Ieri mattina sulla prima del Corsera ho letto un interessante pezzo di Luca Gramellini, “I soliti sospetti”. Nella consueta rubrica “Il caffè”, la penna del quotidiano milanese ha commentato l’assoluzione di Kevin Spacey dopo anni di gogna mediatica.
Gramellini esordisce quasi scusandosi con sé stesso e con la sua professione: «In questi anni la viltà mi ha impedito di scrivere un pezzo a difesa di Kevin Spacey». In calce a questo intervento trovare l’articolo che stiamo commentando.
Man mano che la lettura proseguiva mi è stato impossibile non far aderire il discorso del giornalista alle vicende juventine di questi ultimi anni e, ahinoi, certamente a quelle dei prossimi. Come per l’attore americano, anche per la Juve vale la medesima disamina psico-sociologica, a maggior ragione in un ambiente in cui domina l’anti-tifo (odio) collettivo verso i colori bianconeri.
Gli anti-juventini sono «affascinati dal piacere perverso della maldicenza che gli avvisi di garanzia, anzi le semplici denunce, vengono interpretate dalla tribù giudicante dei social come una sentenza inappellabile di condanna».

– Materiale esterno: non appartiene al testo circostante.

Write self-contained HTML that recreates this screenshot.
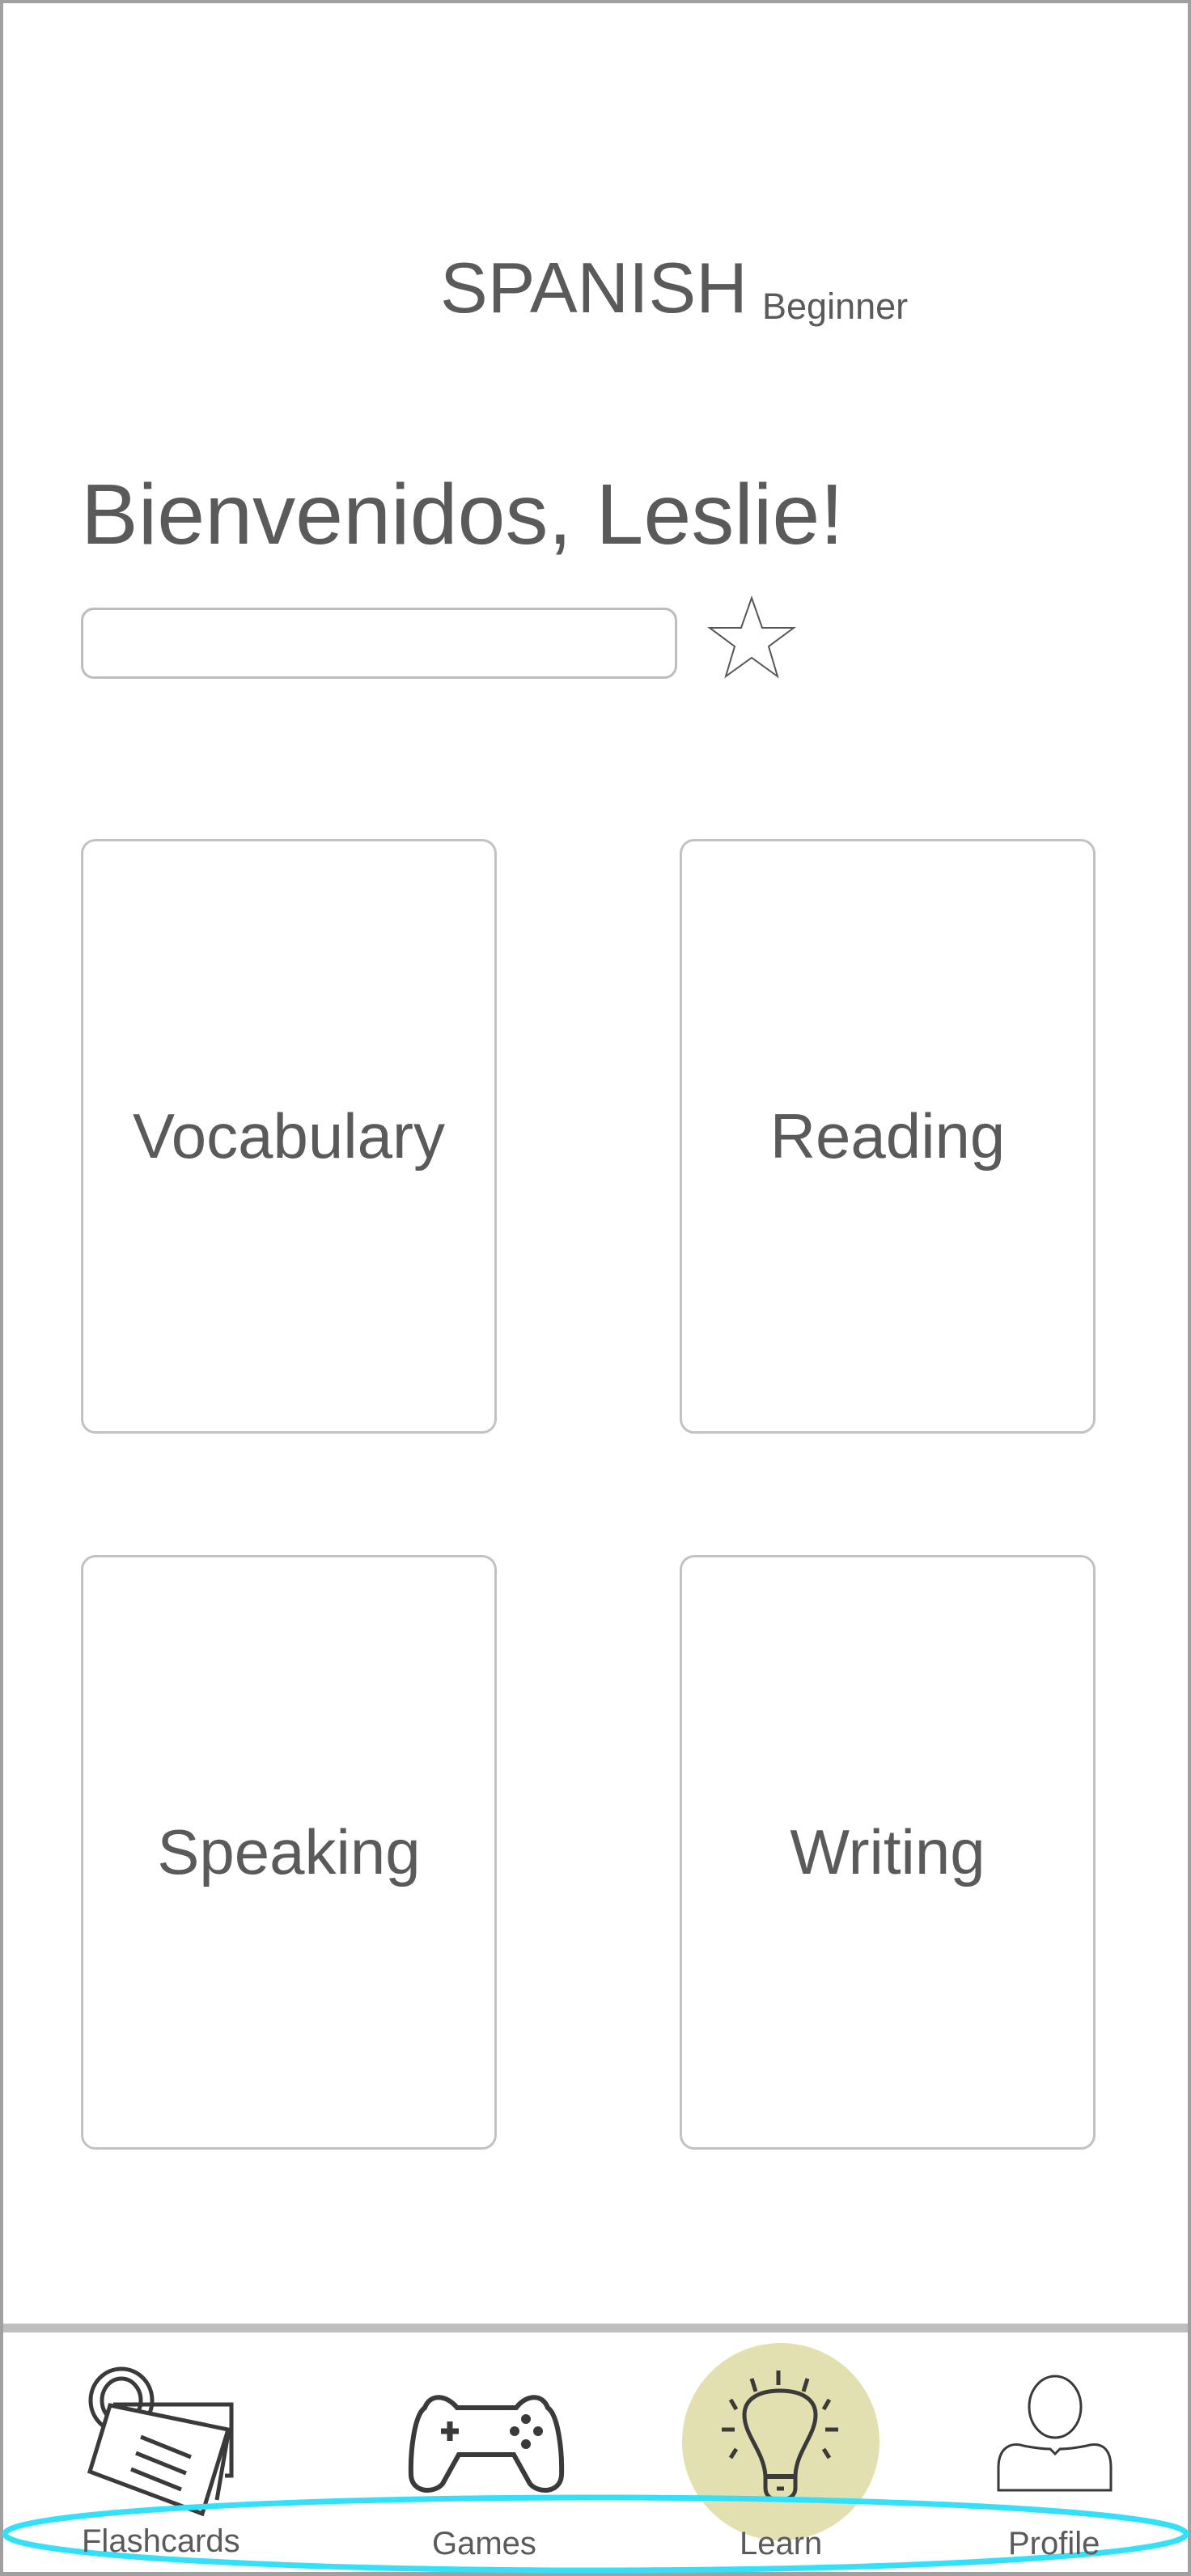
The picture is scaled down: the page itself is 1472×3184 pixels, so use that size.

Mi verrà obiettato che l’attore americano è stato assolto, mentre per la Juve non è intervenuta quasi mai una sentenza di assoluzione. È vero, ma la differenza sta tutta
nell’esercizio di difesa, che, per quanto vada cianciando l’«Ingegnere gestionale» (Crazeology), la Juve non ha mai pienamente esercitato. Assoluzioni che non sarebbero state sufficienti agli occhi del sentimento popolare, ma che avrebbero però minato il consolidarsi di una cattiva leggenda raccontata in modo indefesso da una classe giornalistica che trova linfa e convinzioni dal silenzio della società bianconera.
Una situazione nella quale giudici - ordinari e sportivi- insieme agli operatori dell’informazione sportiva italiana finiscono per compiacersi, continuando a sovralimentare un tritacarne mediatico-giudiziario che macina sempre la solita vittima. Mai leggeremo un J’accuse a sé stessi come quello di Gramellini.